* Aim *
Set down the material below word for word, excluding the pictures.

* Recorded information *

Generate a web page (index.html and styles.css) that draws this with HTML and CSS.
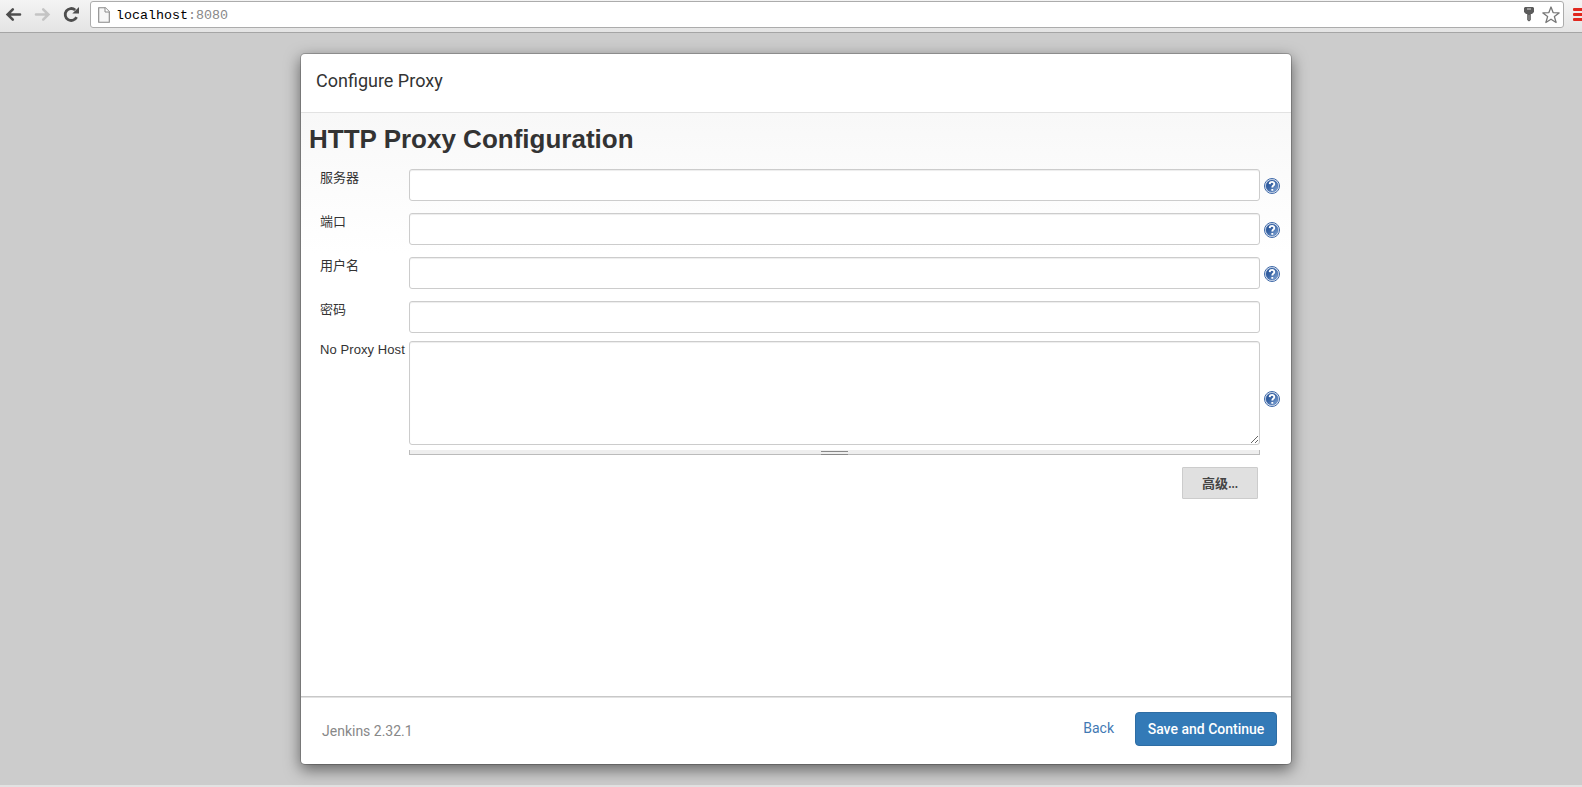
FILE: index.html
```html
<!DOCTYPE html>
<html lang="zh">
<head>
<meta charset="utf-8">
<title>Configure Proxy</title>
<link rel="stylesheet" href="styles.css">
</head>
<body>
<svg class="defs" width="0" height="0" aria-hidden="true">
  <defs>
    <linearGradient id="blue" x1="0" y1="0" x2="1" y2="1"><stop offset="0" stop-color="#234f93"/><stop offset=".45" stop-color="#3864a5"/><stop offset="1" stop-color="#8fb0dc"/></linearGradient>
    <symbol id="help" viewBox="0 0 16 16">
      <circle cx="8" cy="8" r="7.5" fill="#fff" stroke="#3d68a8"/>
      <circle cx="8" cy="8" r="6.1" fill="url(#blue)" stroke="#3c68a9" stroke-width=".6"/>
      <path d="M5.7 6.1C5.8 3.2 10.4 3.2 10.3 6c0 1.6-2 1.6-2 3.4M8.3 11v1.7" fill="none" stroke="#fff" stroke-width="1.9"/>
    </symbol>
  </defs>
</svg>
<header class="toolbar">
  <svg class="nav" width="90" height="30" viewBox="0 0 90 30" fill="none">
    <path d="M20 14.5H8M12.8 9.3 7.6 14.5l5.2 5.2" stroke="#4d4d4d" stroke-width="2.6" stroke-linecap="round"/>
    <path d="M36 14.5h12M43.2 9.3l5.2 5.2-5.2 5.2" stroke="#c4c4c4" stroke-width="2.6" stroke-linecap="round"/>
    <path d="M76.6 17.2A6 6 0 1 1 75.2 10" stroke="#4d4d4d" stroke-width="2.8"/>
    <path d="M79 7v6.5h-6.7z" fill="#4d4d4d"/>
  </svg>
  <div class="omnibox">
    <svg width="12" height="16" viewBox="0 0 12 16"><path d="M.7.7h6.6l4 4v10.6H.7z" fill="#f6f6f6" stroke="#888" stroke-width="1.1"/><path d="M7 .7V5h4.3" fill="#fff" stroke="#888"/></svg>
    <span class="url">localhost<span class="port">:8080</span></span>
    <svg class="key" width="10" height="15" viewBox="0 0 10 15"><path d="M1 0h8l1 1v4L8 7H6.8v6L5 14.5 3.2 13V7H2L0 5V1z" fill="#5b5b5b"/><path d="M3 2h4" stroke="#ddd"/><path d="M5 8v5" stroke="#aaa" stroke-width=".8"/></svg>
    <svg class="star" width="18" height="18" viewBox="0 0 18 18"><path d="M9 1l2.1 5.6 6 .3-4.7 3.7 1.7 5.9L9 13.2l-5.1 3.3 1.7-5.9L.9 6.9l6-.3z" fill="#fff" stroke="#777" stroke-width="1.3" stroke-linejoin="round"/></svg>
  </div>
  <div class="menu"><i></i><i></i><i></i></div>
</header>
<main class="page">
  <section class="dialog">
    <div class="dialog-header">Configure Proxy</div>
    <div class="dialog-body">
      <h1>HTTP Proxy Configuration</h1>
      <div class="row"><label>服务器</label><input type="text"><svg class="help"><use href="#help"/></svg></div>
      <div class="row"><label>端口</label><input type="text"><svg class="help"><use href="#help"/></svg></div>
      <div class="row"><label>用户名</label><input type="text"><svg class="help"><use href="#help"/></svg></div>
      <div class="row last"><label>密码</label><input type="password"></div>
      <div class="row area">
        <label class="latin">No Proxy Host</label>
        <div class="area-box"><textarea></textarea><div class="grip"><span></span></div></div>
        <svg class="help"><use href="#help"/></svg>
      </div>
      <div class="actions"><button class="advanced">高级<span class="dots">...</span></button></div>
    </div>
    <footer class="dialog-footer">
      <span class="version">Jenkins 2.32.1</span>
      <a class="back">Back</a>
      <button class="save">Save and Continue</button>
    </footer>
  </section>
</main>
</body>
</html>
```
FILE: styles.css
```css
* { box-sizing: border-box; }
body { margin: 0; height: 787px; overflow: hidden; display: flex; flex-direction: column; background: #ccc; color: #333; }
.defs { position: absolute; }
.toolbar { height: 33px; flex: none; display: flex; background: linear-gradient(#f4f4f4, #e4e4e4); border-bottom: 1px solid #a5a5a5; overflow: hidden; }
.nav { flex: none; }
.omnibox { width: 1474px; height: 27px; margin-top: 1px; flex: none; display: flex; align-items: center; padding: 0 3px 0 7px; background: #fff; border: 1px solid #acacac; border-radius: 3px; }
.url { flex: 1; margin-left: 6px; padding-top: 2px; font: 13.33px/20px "Liberation Mono", monospace; color: #000; }
.port { color: #888; }
.key { margin-right: 8px; }
.menu { width: 10px; margin: 8px 0 0 9px; flex: none; display: flex; flex-direction: column; gap: 2px; }
.menu i { height: 3px; background: #e0281f; border-radius: 1px 0 0 1px; }
.page { flex: 1; padding: 20px 0 0 300px; border-bottom: 2px solid #e2e2e2; }
.dialog { width: 992px; height: 712px; display: flex; flex-direction: column; background: #fff; background-clip: padding-box; border: 1px solid rgba(0,0,0,.2); border-radius: 5px; box-shadow: 0 5px 15px rgba(0,0,0,.5); }
.dialog-header { height: 59px; flex: none; padding: 14px 15px; border-bottom: 1px solid #e2e2e2; font: 18px/26px Roboto, sans-serif; }
.dialog-body { flex: 1; padding: 8px 10px 0 19px; background: linear-gradient(#f8f8f8, #fff 140px); }
h1 { margin: 0 0 12px -11px; font: bold 26px/36px "Liberation Sans", Arial, sans-serif; }
.row { display: flex; align-items: center; margin-bottom: 12px; }
.row.last { margin-bottom: 8px; }
.row label { width: 89px; flex: none; align-self: flex-start; font: 13px/17px "Liberation Sans", "Noto Sans CJK SC", sans-serif; white-space: nowrap; }
.row .latin { letter-spacing: .08px; }
input, textarea { display: block; margin: 0; background: #fff; border: 1px solid #ccc; border-radius: 3px; box-shadow: inset 0 1px 1px rgba(0,0,0,.075); }
input { width: 851px; height: 32px; }
.help { width: 16px; height: 16px; margin: 2px 0 0 4px; flex: none; }
.area { margin: 0; }
.area-box { width: 851px; }
textarea { width: 851px; height: 104px; resize: both; }
.grip { height: 5px; margin-top: 5px; display: flex; justify-content: center; background: #eee; border: solid #bbb; border-width: 0 1px 1px; }
.grip span { width: 27px; height: 4px; margin-top: 1px; border: solid #888; border-width: 1px 0; }
.actions { display: flex; justify-content: flex-end; padding: 12px 23px 0 0; }
button { margin: 0; padding: 0; }
.advanced { width: 76px; height: 32px; background: #e0e0e0; border: 1px solid #ccc; border-radius: 1px; color: #444; font: bold 13px/20px "Noto Sans CJK SC", sans-serif; }
.dots { font-size: 10px; }
.dialog-footer { height: 68px; flex: none; display: flex; align-items: flex-start; padding: 14px 14px 0 21px; border-top: 1px solid #c8c8c8; box-shadow: inset 0 1px #e2e2e2; padding-top: 15px; font: 14px/20px Roboto, sans-serif; }
.version { flex: 1; margin-top: 9px; color: #888; }
.back { margin: 6px 21px 0 0; color: #4279b3; }
.save { width: 142px; height: 34px; background: #337ab7; border: 1px solid #2e6da4; border-radius: 4px; color: #fff; font: 500 14px/18px Roboto, sans-serif; padding-bottom: 1px; }
```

* Answer in full *
Generate a web page (index.html and styles.css) that draws this with HTML and CSS.
FILE: index.html
```html
<!DOCTYPE html>
<html lang="zh">
<head>
<meta charset="utf-8">
<title>Configure Proxy</title>
<link rel="stylesheet" href="styles.css">
</head>
<body>
<svg class="defs" width="0" height="0" aria-hidden="true">
  <defs>
    <linearGradient id="blue" x1="0" y1="0" x2="1" y2="1"><stop offset="0" stop-color="#234f93"/><stop offset=".45" stop-color="#3864a5"/><stop offset="1" stop-color="#8fb0dc"/></linearGradient>
    <symbol id="help" viewBox="0 0 16 16">
      <circle cx="8" cy="8" r="7.5" fill="#fff" stroke="#3d68a8"/>
      <circle cx="8" cy="8" r="6.1" fill="url(#blue)" stroke="#3c68a9" stroke-width=".6"/>
      <path d="M5.7 6.1C5.8 3.2 10.4 3.2 10.3 6c0 1.6-2 1.6-2 3.4M8.3 11v1.7" fill="none" stroke="#fff" stroke-width="1.9"/>
    </symbol>
  </defs>
</svg>
<header class="toolbar">
  <svg class="nav" width="90" height="30" viewBox="0 0 90 30" fill="none">
    <path d="M20 14.5H8M12.8 9.3 7.6 14.5l5.2 5.2" stroke="#4d4d4d" stroke-width="2.6" stroke-linecap="round"/>
    <path d="M36 14.5h12M43.2 9.3l5.2 5.2-5.2 5.2" stroke="#c4c4c4" stroke-width="2.6" stroke-linecap="round"/>
    <path d="M76.6 17.2A6 6 0 1 1 75.2 10" stroke="#4d4d4d" stroke-width="2.8"/>
    <path d="M79 7v6.5h-6.7z" fill="#4d4d4d"/>
  </svg>
  <div class="omnibox">
    <svg width="12" height="16" viewBox="0 0 12 16"><path d="M.7.7h6.6l4 4v10.6H.7z" fill="#f6f6f6" stroke="#888" stroke-width="1.1"/><path d="M7 .7V5h4.3" fill="#fff" stroke="#888"/></svg>
    <span class="url">localhost<span class="port">:8080</span></span>
    <svg class="key" width="10" height="15" viewBox="0 0 10 15"><path d="M1 0h8l1 1v4L8 7H6.8v6L5 14.5 3.2 13V7H2L0 5V1z" fill="#5b5b5b"/><path d="M3 2h4" stroke="#ddd"/><path d="M5 8v5" stroke="#aaa" stroke-width=".8"/></svg>
    <svg class="star" width="18" height="18" viewBox="0 0 18 18"><path d="M9 1l2.1 5.6 6 .3-4.7 3.7 1.7 5.9L9 13.2l-5.1 3.3 1.7-5.9L.9 6.9l6-.3z" fill="#fff" stroke="#777" stroke-width="1.3" stroke-linejoin="round"/></svg>
  </div>
  <div class="menu"><i></i><i></i><i></i></div>
</header>
<main class="page">
  <section class="dialog">
    <div class="dialog-header">Configure Proxy</div>
    <div class="dialog-body">
      <h1>HTTP Proxy Configuration</h1>
      <div class="row"><label>服务器</label><input type="text"><svg class="help"><use href="#help"/></svg></div>
      <div class="row"><label>端口</label><input type="text"><svg class="help"><use href="#help"/></svg></div>
      <div class="row"><label>用户名</label><input type="text"><svg class="help"><use href="#help"/></svg></div>
      <div class="row last"><label>密码</label><input type="password"></div>
      <div class="row area">
        <label class="latin">No Proxy Host</label>
        <div class="area-box"><textarea></textarea><div class="grip"><span></span></div></div>
        <svg class="help"><use href="#help"/></svg>
      </div>
      <div class="actions"><button class="advanced">高级<span class="dots">...</span></button></div>
    </div>
    <footer class="dialog-footer">
      <span class="version">Jenkins 2.32.1</span>
      <a class="back">Back</a>
      <button class="save">Save and Continue</button>
    </footer>
  </section>
</main>
</body>
</html>
```
FILE: styles.css
```css
* { box-sizing: border-box; }
body { margin: 0; height: 787px; overflow: hidden; display: flex; flex-direction: column; background: #ccc; color: #333; }
.defs { position: absolute; }
.toolbar { height: 33px; flex: none; display: flex; background: linear-gradient(#f4f4f4, #e4e4e4); border-bottom: 1px solid #a5a5a5; overflow: hidden; }
.nav { flex: none; }
.omnibox { width: 1474px; height: 27px; margin-top: 1px; flex: none; display: flex; align-items: center; padding: 0 3px 0 7px; background: #fff; border: 1px solid #acacac; border-radius: 3px; }
.url { flex: 1; margin-left: 6px; padding-top: 2px; font: 13.33px/20px "Liberation Mono", monospace; color: #000; }
.port { color: #888; }
.key { margin-right: 8px; }
.menu { width: 10px; margin: 8px 0 0 9px; flex: none; display: flex; flex-direction: column; gap: 2px; }
.menu i { height: 3px; background: #e0281f; border-radius: 1px 0 0 1px; }
.page { flex: 1; padding: 20px 0 0 300px; border-bottom: 2px solid #e2e2e2; }
.dialog { width: 992px; height: 712px; display: flex; flex-direction: column; background: #fff; background-clip: padding-box; border: 1px solid rgba(0,0,0,.2); border-radius: 5px; box-shadow: 0 5px 15px rgba(0,0,0,.5); }
.dialog-header { height: 59px; flex: none; padding: 14px 15px; border-bottom: 1px solid #e2e2e2; font: 18px/26px Roboto, sans-serif; }
.dialog-body { flex: 1; padding: 8px 10px 0 19px; background: linear-gradient(#f8f8f8, #fff 140px); }
h1 { margin: 0 0 12px -11px; font: bold 26px/36px "Liberation Sans", Arial, sans-serif; }
.row { display: flex; align-items: center; margin-bottom: 12px; }
.row.last { margin-bottom: 8px; }
.row label { width: 89px; flex: none; align-self: flex-start; font: 13px/17px "Liberation Sans", "Noto Sans CJK SC", sans-serif; white-space: nowrap; }
.row .latin { letter-spacing: .08px; }
input, textarea { display: block; margin: 0; background: #fff; border: 1px solid #ccc; border-radius: 3px; box-shadow: inset 0 1px 1px rgba(0,0,0,.075); }
input { width: 851px; height: 32px; }
.help { width: 16px; height: 16px; margin: 2px 0 0 4px; flex: none; }
.area { margin: 0; }
.area-box { width: 851px; }
textarea { width: 851px; height: 104px; resize: both; }
.grip { height: 5px; margin-top: 5px; display: flex; justify-content: center; background: #eee; border: solid #bbb; border-width: 0 1px 1px; }
.grip span { width: 27px; height: 4px; margin-top: 1px; border: solid #888; border-width: 1px 0; }
.actions { display: flex; justify-content: flex-end; padding: 12px 23px 0 0; }
button { margin: 0; padding: 0; }
.advanced { width: 76px; height: 32px; background: #e0e0e0; border: 1px solid #ccc; border-radius: 1px; color: #444; font: bold 13px/20px "Noto Sans CJK SC", sans-serif; }
.dots { font-size: 10px; }
.dialog-footer { height: 68px; flex: none; display: flex; align-items: flex-start; padding: 14px 14px 0 21px; border-top: 1px solid #c8c8c8; box-shadow: inset 0 1px #e2e2e2; padding-top: 15px; font: 14px/20px Roboto, sans-serif; }
.version { flex: 1; margin-top: 9px; color: #888; }
.back { margin: 6px 21px 0 0; color: #4279b3; }
.save { width: 142px; height: 34px; background: #337ab7; border: 1px solid #2e6da4; border-radius: 4px; color: #fff; font: 500 14px/18px Roboto, sans-serif; padding-bottom: 1px; }
```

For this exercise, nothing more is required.